PHP : Function Reference : Oracle Functions : ocisetprefetch
bmichael
If your are using Oracle's OCI libraries, on any project, which PHP does, you can use this limit.
I have done network level testing on the effect of this parameter. It does improved efficiency. Big Time.
Oracle uses SQL*Net as the transport mechanism for data between your connection and the database. That is why you must setup Oracle properly.
This parameter tells SQL*NET to Buffer more results. When SQL*NET (at the server) gets a request for data, it bundles up X rows (1,2,3,1000, etc) for transport. It sends the appropriate SQL*NET headers back to the client, Waits for an ACK then begins sending data in MTU sized chunks (ethernet is something like 1500 bytes and ATM's WANS are around 1000 bytes). The chunk size can also be tuned in SQL*NET, but with much less improvements.
TCP/IP then takes the data across the wire, breaking it up into multiple TCP/IP packets.
Once the exchange is done, the SQL*NET client sends an
ACK back to the SQL*NET Listener (the Oracle Server) and the transaction is complete.
Each round trip, SQL*NET looks up inside the server memory (UGA - user global area) to find the query results. It then grabs the rows necessary to send. If it is one row, versus 1000 rows. The process is the same.
There is much I could tell you on how the Database itself reacts. If you can significantly lessen the amount of round trips you are making... WOW.
For more info on Oracle OCI go to http://otn.oracle.com
mlong-php
If you set this to 2, then PHP would fetch 2 rows from the database at a time and only need to make half as many calls to the database. If you set it to 3 then 1/3 as many calls, etc. Basically this tells how many rows to retrieve at a time from the server (they will be cached so you'll still only get one at a time in your program). The drawback would be as one person already stated...the higher the number the more memory will be used. You would call this right after your parse, and before any fetch or execute. In practice this should improve performance but I haven't noticed any difference regardless of what values I put in though I am using a SQLNet interface to RDB so that may be it (for example, prefetch will not work with Oracle 7). You may have better luck than I. If you want further info try searching in google for OCI_ATTR_PREFETCH_ROWS
herman
I noticed an amazing improvement when setting up this parameter. I was querying 300 rows, which took 3 seconds to loop through the fetches.

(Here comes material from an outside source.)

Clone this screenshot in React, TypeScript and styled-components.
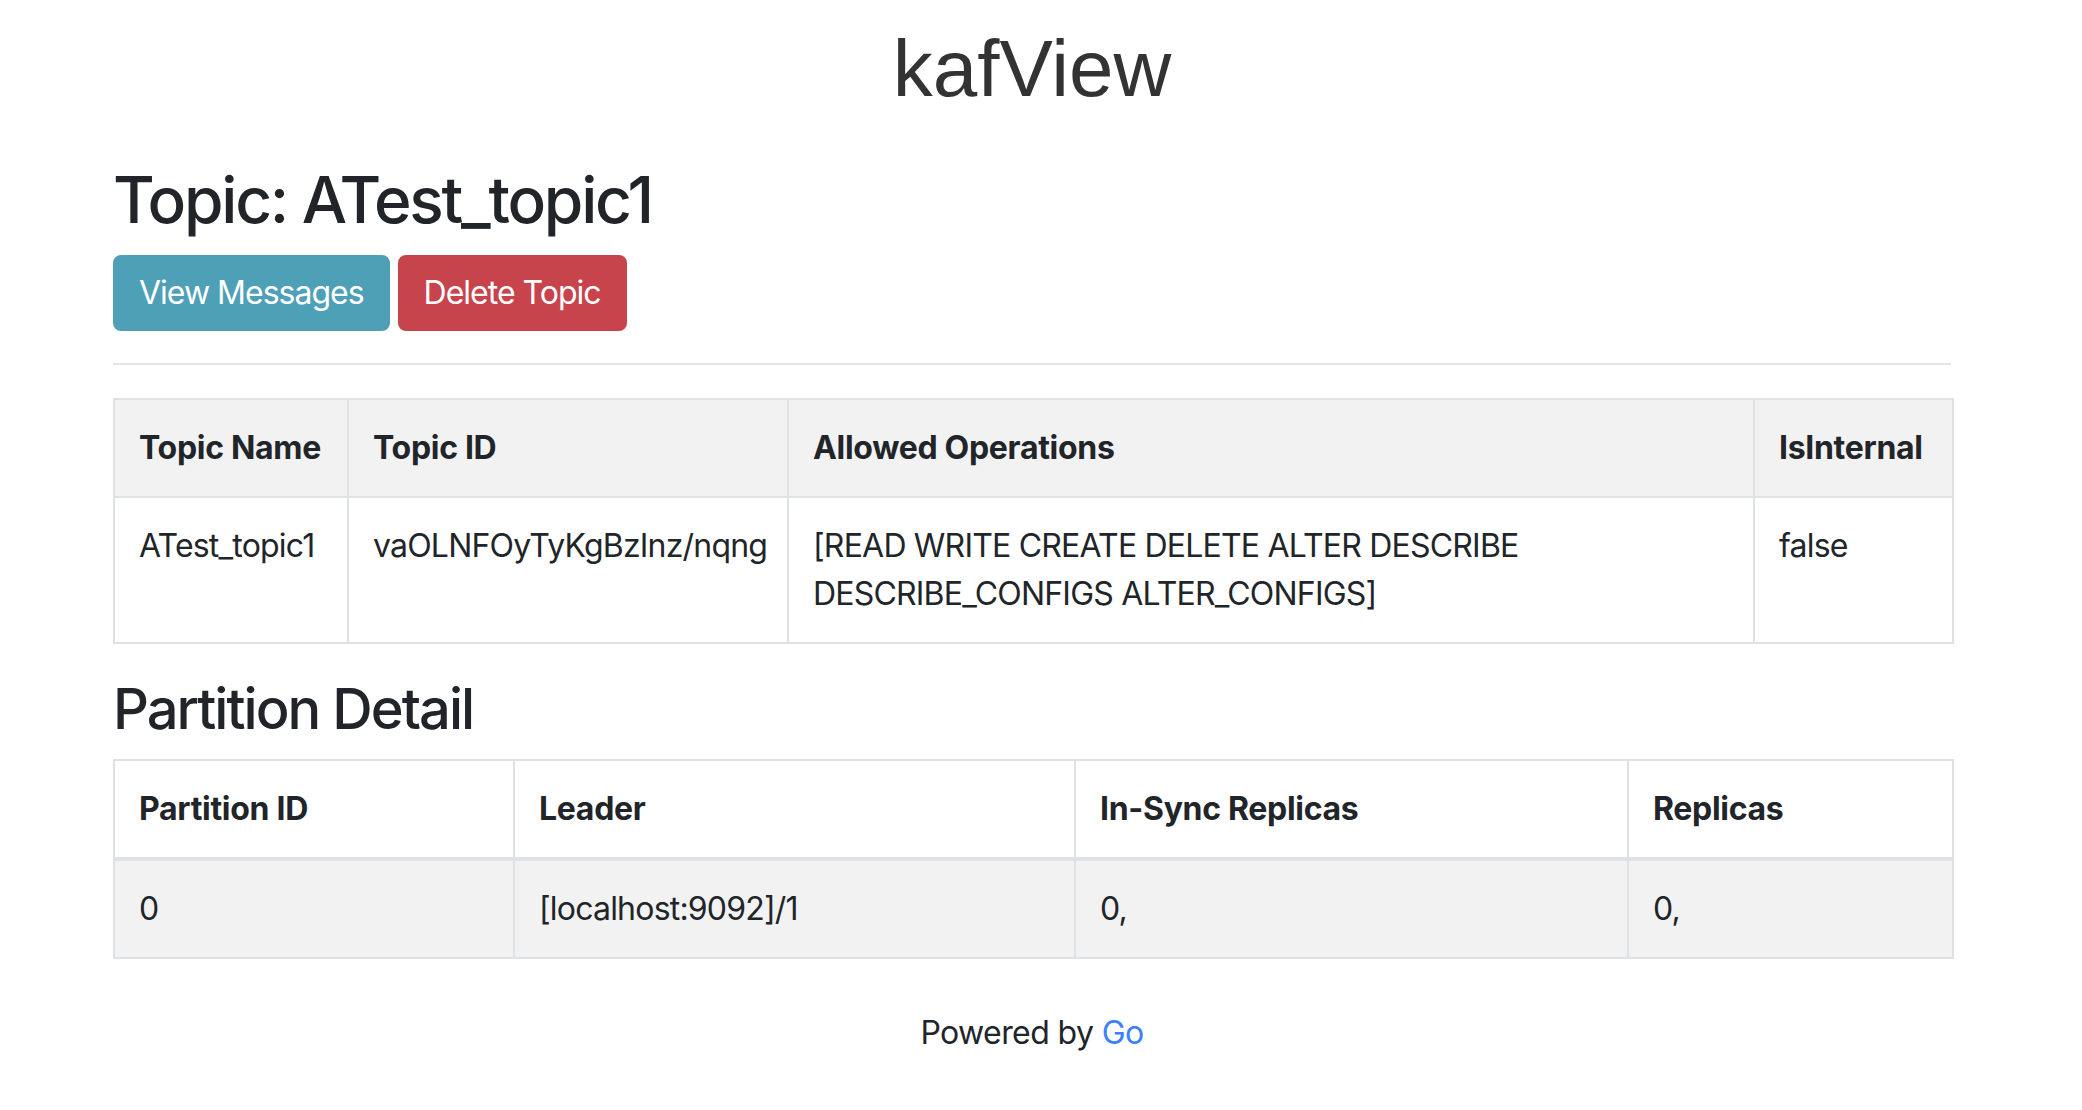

When I set the prefetch to 500 I could do 5000 rows in 0.7 seconds.
SQL Net protocol is horribly inefficient doing a request/confirm for each line if you don't use this.
swany
By default the OCI fetch calls retrieve one row at a time from the database. This is fine for small result sets, but you incur A LOT of sql*net/database overhead if you are returning a large result set.
The solution is to use OCISetPrefetch to grab more than one row at a time from the database into the internal PHP buffer that holds the rows. The fetches that you perform against the database will still return one row, just as they did before. You don't have to code any differently. The next time you do a fetch, PHP doesn't have to ask the database for it, it is simply retrieved from the local buffer.

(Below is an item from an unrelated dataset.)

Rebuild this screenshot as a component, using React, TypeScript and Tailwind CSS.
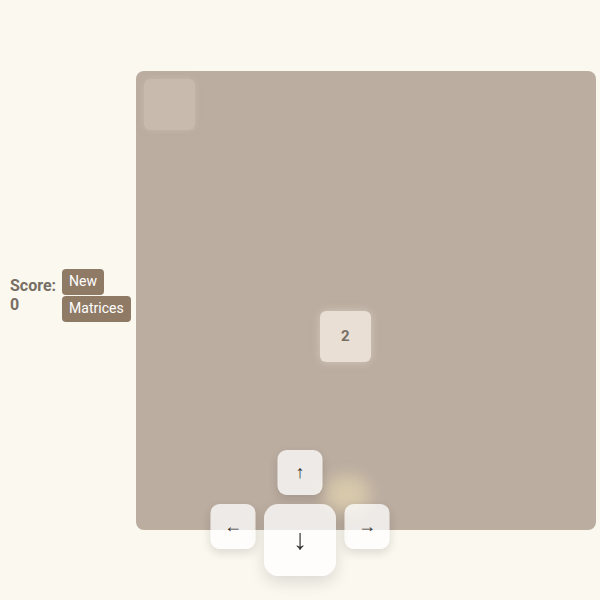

Your goal is to set this value to approximately the same size as your average result set. Setting it too high results in a waste of memory, and setting it to low results in too much database activity.
By setting this value properly you can achieve dramatic speedups on data rich pages. Experiment with the values a bit and I am sure you will find the call to be one of the most important OCI functions you will use.
mlong-php
After playing around with this function more it really does make a difference. Use it after the parse and before the execute. By setting this to 5000 for a 10000 line query it took only 1/3 of the time to complete than without it. You may want to try different values to see what works best for your query.